Raw data

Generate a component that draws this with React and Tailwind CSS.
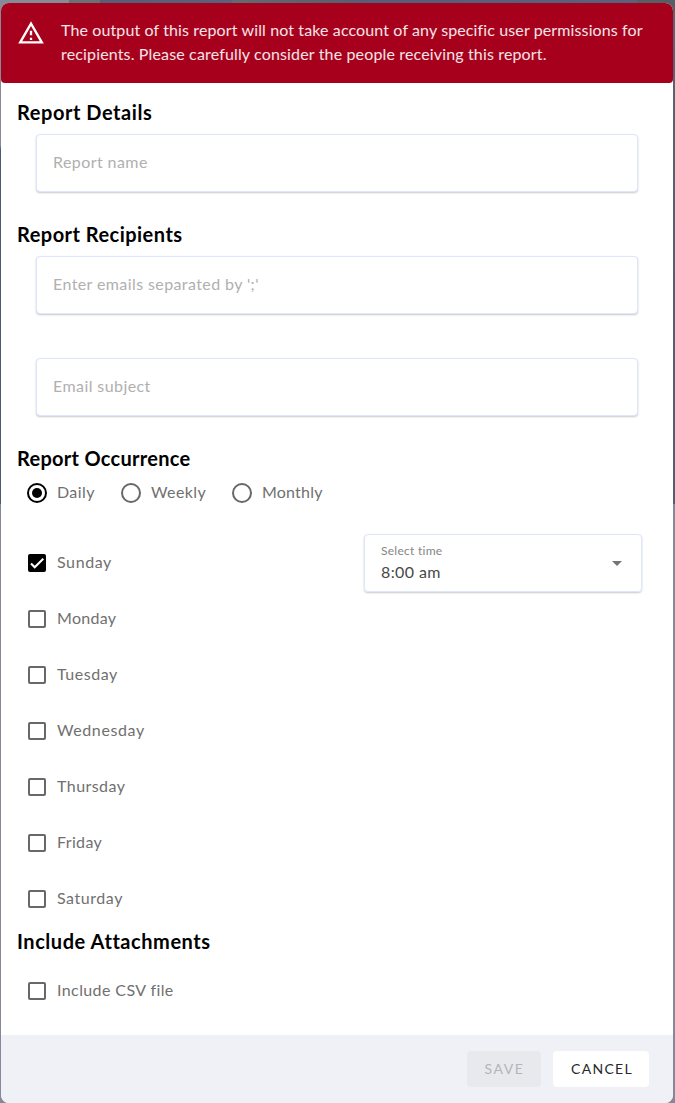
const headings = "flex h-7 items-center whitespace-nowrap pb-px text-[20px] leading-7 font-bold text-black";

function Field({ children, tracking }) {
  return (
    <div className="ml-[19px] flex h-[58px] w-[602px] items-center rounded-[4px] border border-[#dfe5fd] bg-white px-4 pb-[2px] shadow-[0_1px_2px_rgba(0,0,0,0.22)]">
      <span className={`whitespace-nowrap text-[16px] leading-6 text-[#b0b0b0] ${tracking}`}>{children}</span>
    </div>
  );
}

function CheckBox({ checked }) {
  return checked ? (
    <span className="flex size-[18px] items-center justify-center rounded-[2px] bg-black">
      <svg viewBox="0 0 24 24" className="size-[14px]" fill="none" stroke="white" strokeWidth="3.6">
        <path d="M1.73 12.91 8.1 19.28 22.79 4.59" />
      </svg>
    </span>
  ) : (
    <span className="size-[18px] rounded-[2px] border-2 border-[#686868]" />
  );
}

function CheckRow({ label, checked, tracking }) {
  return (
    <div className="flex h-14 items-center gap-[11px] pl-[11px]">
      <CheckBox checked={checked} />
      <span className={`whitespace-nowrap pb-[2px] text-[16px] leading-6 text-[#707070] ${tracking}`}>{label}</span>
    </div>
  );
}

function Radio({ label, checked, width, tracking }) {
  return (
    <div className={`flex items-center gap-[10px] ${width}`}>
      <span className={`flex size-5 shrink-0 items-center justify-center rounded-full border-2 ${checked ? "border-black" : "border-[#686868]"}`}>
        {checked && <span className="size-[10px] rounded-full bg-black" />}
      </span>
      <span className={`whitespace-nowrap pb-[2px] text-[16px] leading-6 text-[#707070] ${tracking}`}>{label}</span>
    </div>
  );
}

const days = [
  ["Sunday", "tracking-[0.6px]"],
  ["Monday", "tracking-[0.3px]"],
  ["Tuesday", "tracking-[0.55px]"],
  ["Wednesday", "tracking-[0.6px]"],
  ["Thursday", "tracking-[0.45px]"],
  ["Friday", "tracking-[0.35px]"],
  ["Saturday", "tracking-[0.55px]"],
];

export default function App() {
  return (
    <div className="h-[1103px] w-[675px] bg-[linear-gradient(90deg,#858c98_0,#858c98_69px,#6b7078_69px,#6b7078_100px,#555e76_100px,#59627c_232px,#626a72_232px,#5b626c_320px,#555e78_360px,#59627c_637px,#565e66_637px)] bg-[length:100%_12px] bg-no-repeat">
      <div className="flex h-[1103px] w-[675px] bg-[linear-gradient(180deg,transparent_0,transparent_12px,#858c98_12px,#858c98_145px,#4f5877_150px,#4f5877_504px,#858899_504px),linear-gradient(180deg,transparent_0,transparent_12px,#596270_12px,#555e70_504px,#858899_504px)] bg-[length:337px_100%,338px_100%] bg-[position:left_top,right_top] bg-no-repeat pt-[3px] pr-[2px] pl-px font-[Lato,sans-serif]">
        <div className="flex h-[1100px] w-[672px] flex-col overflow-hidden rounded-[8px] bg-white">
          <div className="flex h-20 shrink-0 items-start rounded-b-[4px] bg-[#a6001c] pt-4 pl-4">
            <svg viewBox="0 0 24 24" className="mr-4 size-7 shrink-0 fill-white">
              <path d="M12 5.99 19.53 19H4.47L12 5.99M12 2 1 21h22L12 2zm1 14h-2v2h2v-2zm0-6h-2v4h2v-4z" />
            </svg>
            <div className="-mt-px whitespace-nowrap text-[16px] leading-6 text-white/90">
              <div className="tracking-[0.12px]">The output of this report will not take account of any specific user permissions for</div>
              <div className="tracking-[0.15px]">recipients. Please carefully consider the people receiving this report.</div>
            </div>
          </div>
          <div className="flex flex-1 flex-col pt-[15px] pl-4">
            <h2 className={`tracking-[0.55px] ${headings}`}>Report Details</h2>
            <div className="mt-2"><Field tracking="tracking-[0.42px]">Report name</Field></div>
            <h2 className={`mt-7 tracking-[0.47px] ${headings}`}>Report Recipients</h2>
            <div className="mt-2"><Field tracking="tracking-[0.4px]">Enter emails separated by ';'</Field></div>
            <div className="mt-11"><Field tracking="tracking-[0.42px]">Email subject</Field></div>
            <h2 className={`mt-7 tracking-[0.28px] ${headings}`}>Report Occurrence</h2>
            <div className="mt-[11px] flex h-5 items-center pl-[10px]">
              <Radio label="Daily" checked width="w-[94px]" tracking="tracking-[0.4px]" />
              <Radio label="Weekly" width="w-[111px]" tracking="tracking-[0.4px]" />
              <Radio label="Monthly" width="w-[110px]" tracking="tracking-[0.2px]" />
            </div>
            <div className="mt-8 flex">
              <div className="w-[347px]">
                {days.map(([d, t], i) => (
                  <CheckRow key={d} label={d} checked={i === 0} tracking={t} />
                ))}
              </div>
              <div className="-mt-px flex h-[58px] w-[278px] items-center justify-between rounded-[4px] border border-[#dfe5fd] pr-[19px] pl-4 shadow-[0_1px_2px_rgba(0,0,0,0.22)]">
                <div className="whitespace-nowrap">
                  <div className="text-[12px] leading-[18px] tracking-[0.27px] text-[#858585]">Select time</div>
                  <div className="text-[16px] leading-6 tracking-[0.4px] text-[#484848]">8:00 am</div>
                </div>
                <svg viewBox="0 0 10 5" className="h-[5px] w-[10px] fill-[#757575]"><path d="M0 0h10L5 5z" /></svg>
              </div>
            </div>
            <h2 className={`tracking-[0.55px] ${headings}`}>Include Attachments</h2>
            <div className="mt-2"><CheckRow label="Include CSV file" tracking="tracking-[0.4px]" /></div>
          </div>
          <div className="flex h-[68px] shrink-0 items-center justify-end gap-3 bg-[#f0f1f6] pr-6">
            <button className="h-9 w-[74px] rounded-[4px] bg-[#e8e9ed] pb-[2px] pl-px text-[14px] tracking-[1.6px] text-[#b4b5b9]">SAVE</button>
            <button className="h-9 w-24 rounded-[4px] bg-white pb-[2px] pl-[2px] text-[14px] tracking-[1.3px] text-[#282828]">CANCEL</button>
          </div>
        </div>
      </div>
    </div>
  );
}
...
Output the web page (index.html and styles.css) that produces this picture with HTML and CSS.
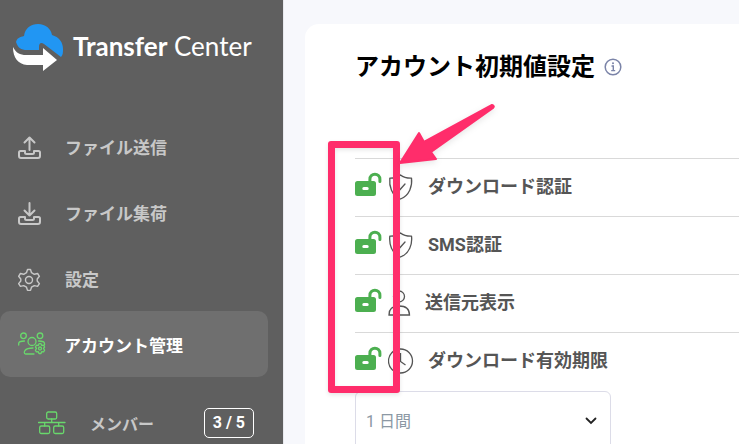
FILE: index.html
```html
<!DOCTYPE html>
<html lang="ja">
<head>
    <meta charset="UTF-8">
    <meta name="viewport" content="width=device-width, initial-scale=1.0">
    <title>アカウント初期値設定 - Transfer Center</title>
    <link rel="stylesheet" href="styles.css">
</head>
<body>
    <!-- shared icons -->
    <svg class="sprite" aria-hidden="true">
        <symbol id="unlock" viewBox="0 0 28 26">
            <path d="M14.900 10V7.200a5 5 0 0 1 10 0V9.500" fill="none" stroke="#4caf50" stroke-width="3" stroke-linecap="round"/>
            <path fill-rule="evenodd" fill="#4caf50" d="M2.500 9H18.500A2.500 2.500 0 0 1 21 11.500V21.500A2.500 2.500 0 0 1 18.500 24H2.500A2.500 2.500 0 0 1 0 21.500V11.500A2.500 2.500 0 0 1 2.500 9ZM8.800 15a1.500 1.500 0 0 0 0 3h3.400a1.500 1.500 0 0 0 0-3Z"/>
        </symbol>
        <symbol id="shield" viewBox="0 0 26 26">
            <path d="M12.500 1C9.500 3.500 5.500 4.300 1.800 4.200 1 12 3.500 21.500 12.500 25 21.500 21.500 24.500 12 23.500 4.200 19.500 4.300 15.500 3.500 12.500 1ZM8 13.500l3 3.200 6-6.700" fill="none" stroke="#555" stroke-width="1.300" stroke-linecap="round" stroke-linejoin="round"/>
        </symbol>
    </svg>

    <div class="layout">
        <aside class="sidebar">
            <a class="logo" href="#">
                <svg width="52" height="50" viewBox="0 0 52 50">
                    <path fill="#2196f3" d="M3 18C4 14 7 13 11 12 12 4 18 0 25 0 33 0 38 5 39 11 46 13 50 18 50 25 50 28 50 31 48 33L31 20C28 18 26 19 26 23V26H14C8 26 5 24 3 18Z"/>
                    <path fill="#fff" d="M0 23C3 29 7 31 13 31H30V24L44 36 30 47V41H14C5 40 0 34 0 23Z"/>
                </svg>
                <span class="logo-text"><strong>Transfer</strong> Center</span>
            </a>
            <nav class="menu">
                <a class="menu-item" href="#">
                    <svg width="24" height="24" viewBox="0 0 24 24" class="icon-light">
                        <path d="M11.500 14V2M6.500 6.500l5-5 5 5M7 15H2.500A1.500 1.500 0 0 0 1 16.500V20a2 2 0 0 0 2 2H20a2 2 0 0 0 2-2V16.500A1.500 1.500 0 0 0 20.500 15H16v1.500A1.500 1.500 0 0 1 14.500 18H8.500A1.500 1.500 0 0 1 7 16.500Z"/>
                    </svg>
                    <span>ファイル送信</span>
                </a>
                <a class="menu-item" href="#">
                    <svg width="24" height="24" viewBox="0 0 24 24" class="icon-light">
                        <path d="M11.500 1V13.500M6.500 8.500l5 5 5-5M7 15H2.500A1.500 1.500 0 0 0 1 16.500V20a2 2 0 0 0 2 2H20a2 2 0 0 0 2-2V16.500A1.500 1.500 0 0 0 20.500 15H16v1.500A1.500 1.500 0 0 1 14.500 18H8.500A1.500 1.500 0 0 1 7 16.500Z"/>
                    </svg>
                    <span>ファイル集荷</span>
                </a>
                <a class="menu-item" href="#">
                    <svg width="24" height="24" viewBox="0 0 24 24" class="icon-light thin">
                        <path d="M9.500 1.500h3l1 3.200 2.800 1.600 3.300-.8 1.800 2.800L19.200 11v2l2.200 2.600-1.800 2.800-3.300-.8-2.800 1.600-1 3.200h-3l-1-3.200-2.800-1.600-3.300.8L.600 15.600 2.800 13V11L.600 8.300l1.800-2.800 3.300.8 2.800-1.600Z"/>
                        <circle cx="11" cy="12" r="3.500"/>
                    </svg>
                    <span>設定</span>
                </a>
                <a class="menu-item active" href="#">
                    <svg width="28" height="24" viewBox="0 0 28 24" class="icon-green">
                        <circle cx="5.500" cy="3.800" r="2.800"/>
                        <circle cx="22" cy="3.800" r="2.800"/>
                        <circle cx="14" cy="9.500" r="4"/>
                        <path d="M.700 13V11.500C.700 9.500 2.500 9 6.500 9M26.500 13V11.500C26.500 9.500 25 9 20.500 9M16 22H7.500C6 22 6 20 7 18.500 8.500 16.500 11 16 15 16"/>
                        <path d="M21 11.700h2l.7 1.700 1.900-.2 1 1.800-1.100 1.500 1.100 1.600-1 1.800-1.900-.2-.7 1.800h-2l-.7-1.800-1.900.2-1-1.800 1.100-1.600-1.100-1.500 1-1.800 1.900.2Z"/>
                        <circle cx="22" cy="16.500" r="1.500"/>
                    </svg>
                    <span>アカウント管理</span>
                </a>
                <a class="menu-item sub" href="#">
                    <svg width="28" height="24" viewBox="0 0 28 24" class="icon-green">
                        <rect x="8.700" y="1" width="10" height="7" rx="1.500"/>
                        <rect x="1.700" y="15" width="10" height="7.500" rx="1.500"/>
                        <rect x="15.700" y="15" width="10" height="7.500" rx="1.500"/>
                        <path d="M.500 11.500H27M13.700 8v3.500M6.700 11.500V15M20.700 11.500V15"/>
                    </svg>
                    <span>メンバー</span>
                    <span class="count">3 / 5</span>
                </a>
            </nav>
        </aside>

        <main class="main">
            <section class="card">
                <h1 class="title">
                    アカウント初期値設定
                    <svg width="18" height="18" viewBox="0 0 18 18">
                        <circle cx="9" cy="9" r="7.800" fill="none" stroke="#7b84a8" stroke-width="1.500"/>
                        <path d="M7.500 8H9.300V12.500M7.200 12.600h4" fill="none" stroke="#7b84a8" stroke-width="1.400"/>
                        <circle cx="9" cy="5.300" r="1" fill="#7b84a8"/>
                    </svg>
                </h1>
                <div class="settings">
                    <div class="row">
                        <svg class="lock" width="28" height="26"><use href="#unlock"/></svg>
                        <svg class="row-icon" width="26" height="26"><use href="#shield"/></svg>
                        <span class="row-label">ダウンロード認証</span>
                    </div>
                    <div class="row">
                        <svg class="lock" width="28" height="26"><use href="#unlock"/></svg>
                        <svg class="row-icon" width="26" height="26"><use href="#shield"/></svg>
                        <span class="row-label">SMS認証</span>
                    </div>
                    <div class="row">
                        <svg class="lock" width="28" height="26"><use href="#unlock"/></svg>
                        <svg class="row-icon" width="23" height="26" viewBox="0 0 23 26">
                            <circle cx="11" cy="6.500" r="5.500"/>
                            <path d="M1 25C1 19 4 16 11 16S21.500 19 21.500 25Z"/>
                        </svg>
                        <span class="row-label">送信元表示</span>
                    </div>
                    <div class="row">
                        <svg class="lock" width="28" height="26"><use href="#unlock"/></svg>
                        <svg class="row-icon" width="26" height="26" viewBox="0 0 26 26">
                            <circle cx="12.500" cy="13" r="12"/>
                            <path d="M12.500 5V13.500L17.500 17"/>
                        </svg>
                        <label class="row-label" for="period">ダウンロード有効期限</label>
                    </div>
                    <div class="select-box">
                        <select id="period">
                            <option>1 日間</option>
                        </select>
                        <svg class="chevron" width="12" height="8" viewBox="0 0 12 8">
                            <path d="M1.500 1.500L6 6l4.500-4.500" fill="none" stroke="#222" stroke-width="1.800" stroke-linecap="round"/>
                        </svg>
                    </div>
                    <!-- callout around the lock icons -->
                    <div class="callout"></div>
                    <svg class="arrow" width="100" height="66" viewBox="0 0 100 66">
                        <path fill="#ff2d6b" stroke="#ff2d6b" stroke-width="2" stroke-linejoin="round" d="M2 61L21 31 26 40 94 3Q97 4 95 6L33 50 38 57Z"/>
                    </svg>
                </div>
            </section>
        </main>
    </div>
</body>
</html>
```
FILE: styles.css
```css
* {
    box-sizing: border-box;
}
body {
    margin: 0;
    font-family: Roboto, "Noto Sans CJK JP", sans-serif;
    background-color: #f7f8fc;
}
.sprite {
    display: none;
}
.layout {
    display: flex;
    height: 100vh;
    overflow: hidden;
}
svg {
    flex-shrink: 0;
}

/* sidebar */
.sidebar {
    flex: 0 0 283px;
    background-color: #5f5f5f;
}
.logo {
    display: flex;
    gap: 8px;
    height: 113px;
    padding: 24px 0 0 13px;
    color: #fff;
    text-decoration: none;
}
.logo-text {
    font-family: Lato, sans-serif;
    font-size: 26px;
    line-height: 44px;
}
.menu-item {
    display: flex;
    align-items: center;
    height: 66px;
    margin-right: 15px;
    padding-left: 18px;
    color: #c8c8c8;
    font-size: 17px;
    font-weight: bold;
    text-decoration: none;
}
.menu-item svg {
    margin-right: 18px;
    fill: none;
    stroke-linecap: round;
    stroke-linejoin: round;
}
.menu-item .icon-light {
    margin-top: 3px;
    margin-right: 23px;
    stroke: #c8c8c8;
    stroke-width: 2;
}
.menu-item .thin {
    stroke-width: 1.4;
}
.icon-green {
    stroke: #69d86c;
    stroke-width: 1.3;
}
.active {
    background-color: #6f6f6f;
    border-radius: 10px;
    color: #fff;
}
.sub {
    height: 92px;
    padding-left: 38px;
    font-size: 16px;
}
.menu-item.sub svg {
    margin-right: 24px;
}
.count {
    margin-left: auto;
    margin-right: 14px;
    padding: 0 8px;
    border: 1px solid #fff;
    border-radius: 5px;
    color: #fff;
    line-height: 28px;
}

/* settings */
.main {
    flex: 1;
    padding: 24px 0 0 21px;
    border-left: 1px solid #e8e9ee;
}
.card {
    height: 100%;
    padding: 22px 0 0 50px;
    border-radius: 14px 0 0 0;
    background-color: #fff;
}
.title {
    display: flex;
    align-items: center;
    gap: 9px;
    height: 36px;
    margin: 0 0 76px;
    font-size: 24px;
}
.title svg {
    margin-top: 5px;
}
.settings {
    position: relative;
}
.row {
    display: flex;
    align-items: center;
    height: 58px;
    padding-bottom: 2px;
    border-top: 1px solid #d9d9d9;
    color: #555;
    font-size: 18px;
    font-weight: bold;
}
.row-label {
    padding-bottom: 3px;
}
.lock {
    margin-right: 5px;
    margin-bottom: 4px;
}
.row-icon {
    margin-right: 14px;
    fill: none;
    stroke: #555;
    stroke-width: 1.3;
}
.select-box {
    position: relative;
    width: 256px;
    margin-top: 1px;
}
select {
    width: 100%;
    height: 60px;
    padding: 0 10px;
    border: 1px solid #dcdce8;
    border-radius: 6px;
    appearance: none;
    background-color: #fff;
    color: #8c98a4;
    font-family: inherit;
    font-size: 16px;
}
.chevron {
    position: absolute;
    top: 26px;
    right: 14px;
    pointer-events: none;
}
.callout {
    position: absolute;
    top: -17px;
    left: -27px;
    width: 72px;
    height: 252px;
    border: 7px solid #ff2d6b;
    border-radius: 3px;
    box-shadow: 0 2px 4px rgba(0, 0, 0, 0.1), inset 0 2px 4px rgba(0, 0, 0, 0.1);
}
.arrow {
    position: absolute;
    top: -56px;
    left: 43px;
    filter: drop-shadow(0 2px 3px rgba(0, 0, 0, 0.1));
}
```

Task instructions
Give again the lines from "Generate a component" to "h-7 items-center whitespace-nowrap" exactly, both of those lines included, and do not include any pictures.

Final answer
Generate a component that draws this with React and Tailwind CSS.
const headings = "flex h-7 items-center whitespace-nowrap pb-px text-[20px] leading-7 font-bold text-black";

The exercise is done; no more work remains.